Set task> Assemble all lines in which the string "screenshot" appears.

Source data>
= = =

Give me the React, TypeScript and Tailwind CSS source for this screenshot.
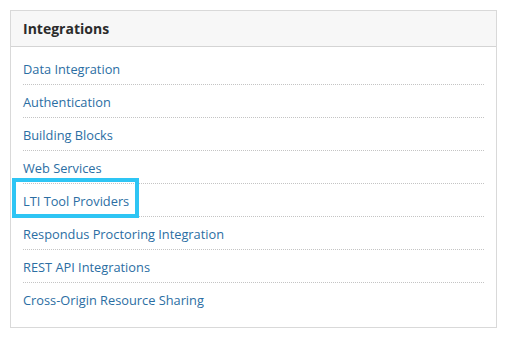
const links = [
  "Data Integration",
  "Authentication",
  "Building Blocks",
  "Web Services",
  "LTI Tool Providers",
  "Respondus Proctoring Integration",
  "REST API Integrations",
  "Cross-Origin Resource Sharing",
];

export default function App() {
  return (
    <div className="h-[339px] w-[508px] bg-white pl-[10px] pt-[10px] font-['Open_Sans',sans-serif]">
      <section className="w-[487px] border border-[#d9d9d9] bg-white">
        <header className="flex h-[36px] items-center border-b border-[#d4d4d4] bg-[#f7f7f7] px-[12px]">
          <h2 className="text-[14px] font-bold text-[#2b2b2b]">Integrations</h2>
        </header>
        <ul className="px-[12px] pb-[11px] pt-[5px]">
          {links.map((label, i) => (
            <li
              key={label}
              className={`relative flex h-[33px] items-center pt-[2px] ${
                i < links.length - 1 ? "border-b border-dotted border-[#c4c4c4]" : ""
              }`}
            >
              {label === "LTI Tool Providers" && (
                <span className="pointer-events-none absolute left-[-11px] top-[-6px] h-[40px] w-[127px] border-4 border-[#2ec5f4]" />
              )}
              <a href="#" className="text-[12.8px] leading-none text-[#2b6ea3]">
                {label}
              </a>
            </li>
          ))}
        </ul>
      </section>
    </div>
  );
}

= = =

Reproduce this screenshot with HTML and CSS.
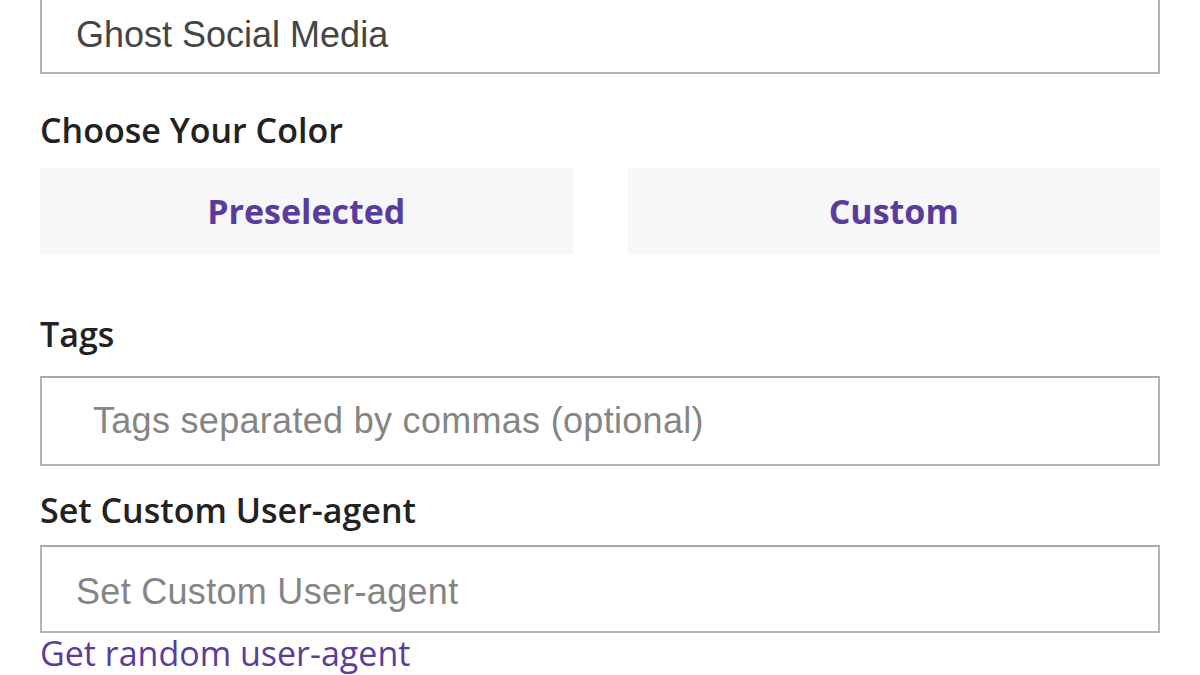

= = =

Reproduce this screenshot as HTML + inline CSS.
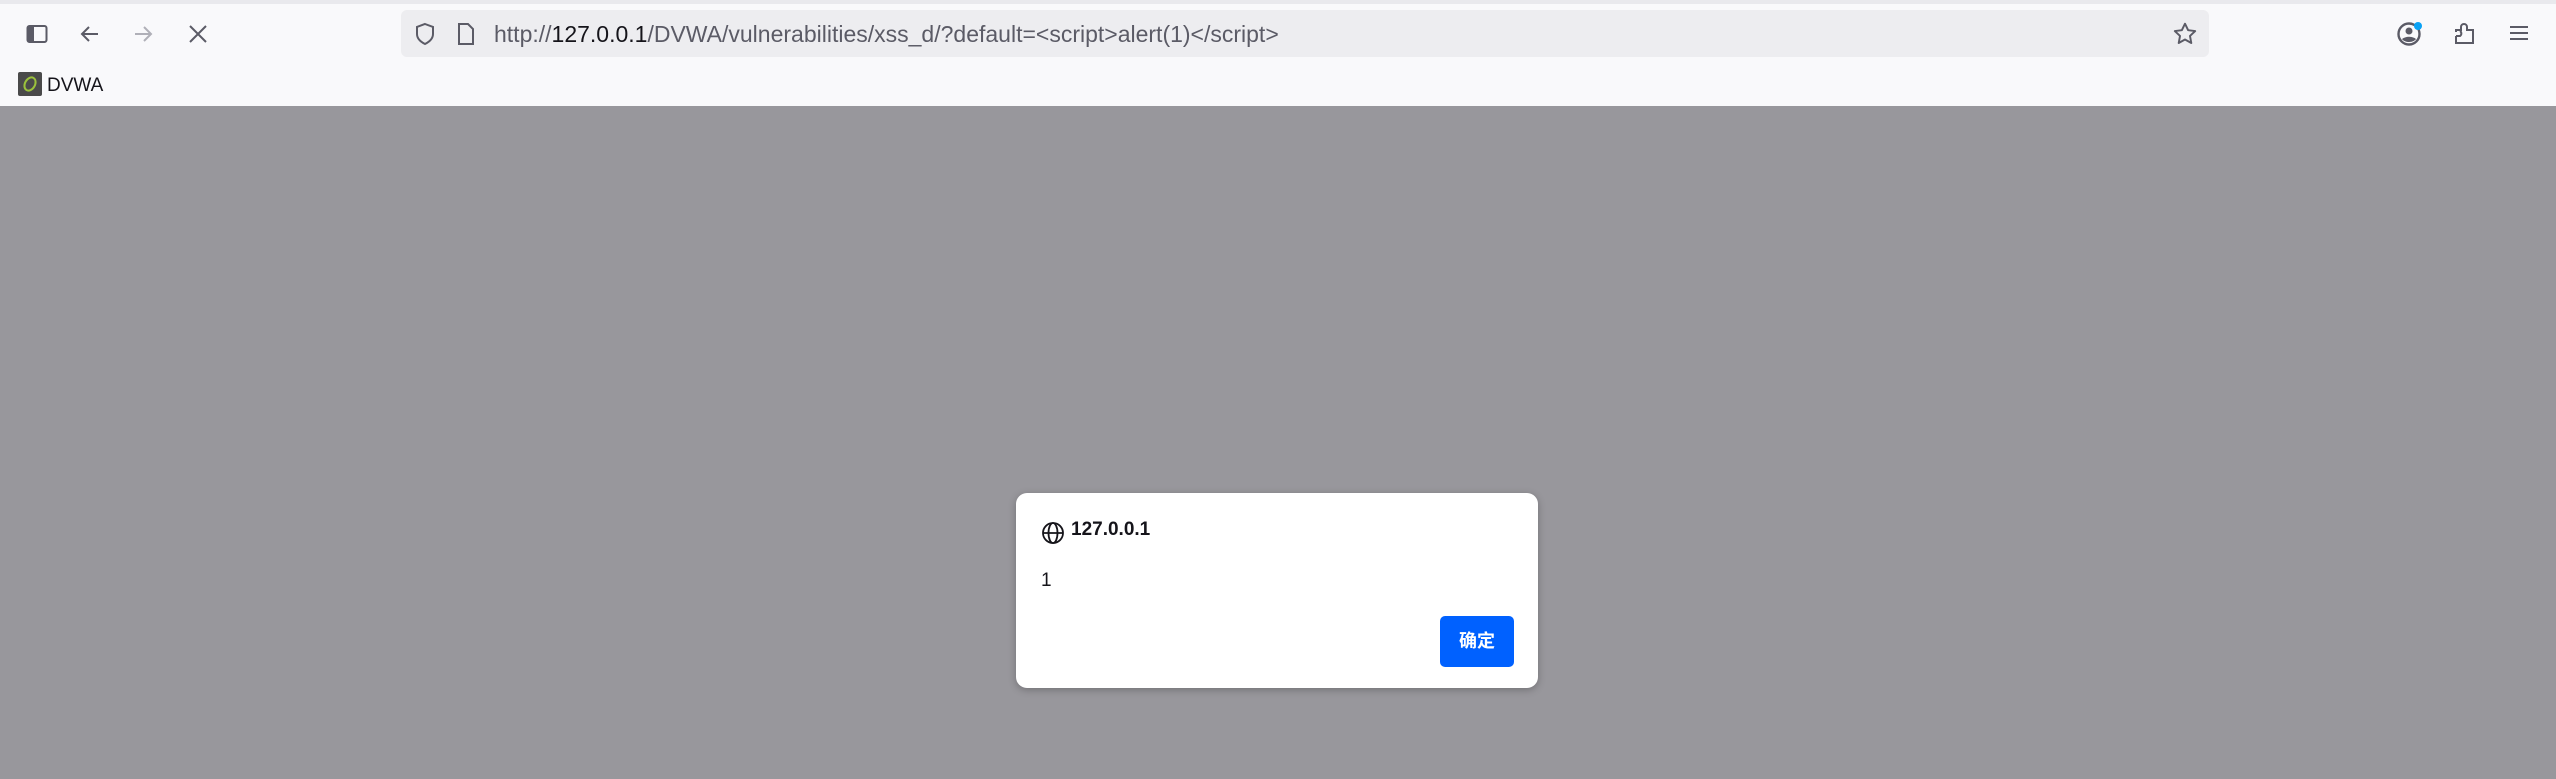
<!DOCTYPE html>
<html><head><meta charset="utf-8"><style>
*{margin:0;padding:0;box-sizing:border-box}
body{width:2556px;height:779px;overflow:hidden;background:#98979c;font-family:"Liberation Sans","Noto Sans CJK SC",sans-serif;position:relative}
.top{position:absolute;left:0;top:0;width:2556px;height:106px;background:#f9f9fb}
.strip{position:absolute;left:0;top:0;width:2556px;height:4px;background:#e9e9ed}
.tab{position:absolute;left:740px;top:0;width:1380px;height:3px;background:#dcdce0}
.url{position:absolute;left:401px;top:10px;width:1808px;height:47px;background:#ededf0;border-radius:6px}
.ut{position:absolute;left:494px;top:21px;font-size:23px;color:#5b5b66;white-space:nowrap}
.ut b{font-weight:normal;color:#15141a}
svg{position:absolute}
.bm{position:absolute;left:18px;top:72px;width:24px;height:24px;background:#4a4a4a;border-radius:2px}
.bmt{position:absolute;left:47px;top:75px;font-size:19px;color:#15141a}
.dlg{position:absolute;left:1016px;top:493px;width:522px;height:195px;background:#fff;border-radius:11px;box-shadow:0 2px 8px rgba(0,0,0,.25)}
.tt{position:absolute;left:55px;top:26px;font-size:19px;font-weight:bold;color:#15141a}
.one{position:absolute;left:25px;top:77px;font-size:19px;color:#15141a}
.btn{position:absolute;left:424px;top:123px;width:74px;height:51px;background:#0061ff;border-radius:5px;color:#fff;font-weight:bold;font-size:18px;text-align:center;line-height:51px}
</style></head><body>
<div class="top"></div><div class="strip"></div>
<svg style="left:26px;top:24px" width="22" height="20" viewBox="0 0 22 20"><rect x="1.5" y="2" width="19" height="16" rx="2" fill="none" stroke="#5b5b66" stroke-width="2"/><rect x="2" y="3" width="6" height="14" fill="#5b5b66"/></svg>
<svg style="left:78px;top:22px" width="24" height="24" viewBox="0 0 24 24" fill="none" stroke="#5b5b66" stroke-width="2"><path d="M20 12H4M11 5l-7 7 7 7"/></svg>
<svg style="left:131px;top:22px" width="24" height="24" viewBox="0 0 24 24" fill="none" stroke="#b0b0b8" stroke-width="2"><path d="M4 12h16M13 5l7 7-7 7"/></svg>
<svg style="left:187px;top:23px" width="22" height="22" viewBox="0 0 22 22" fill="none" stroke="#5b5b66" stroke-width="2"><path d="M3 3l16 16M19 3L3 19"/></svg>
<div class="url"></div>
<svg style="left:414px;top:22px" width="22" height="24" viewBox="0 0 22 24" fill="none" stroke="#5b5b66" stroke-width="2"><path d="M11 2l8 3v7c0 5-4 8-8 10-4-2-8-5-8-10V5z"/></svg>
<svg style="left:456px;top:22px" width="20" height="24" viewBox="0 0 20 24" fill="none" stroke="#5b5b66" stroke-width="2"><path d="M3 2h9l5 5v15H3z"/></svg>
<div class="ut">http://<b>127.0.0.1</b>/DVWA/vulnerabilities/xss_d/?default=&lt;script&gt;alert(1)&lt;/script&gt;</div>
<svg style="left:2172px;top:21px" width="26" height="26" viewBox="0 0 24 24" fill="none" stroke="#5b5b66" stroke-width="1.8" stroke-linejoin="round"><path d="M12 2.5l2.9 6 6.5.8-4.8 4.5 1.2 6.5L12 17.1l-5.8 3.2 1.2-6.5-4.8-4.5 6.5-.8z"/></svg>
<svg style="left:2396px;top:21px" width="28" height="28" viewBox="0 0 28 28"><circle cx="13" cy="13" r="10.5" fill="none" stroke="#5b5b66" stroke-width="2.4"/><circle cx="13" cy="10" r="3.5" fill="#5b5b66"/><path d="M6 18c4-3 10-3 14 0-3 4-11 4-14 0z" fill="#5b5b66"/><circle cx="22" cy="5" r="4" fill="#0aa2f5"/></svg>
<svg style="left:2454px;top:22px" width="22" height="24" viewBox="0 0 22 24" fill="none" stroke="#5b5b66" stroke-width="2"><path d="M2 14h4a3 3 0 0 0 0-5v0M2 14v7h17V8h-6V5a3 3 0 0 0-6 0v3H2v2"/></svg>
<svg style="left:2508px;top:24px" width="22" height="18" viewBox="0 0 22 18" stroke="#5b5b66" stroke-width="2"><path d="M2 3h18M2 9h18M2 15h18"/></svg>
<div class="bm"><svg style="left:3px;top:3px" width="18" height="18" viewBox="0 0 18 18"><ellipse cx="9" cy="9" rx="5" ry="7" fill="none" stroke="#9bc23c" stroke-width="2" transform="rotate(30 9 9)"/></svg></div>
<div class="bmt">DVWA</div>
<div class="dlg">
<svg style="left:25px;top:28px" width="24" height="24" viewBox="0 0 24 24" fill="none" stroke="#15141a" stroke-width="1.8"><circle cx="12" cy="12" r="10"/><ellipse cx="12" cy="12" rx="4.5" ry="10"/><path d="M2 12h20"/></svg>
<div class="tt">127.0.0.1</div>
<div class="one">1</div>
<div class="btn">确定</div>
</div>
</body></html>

= = =

Written answer>
Give me the React, TypeScript and Tailwind CSS source for this screenshot.
Reproduce this screenshot with HTML and CSS.
Reproduce this screenshot as HTML + inline CSS.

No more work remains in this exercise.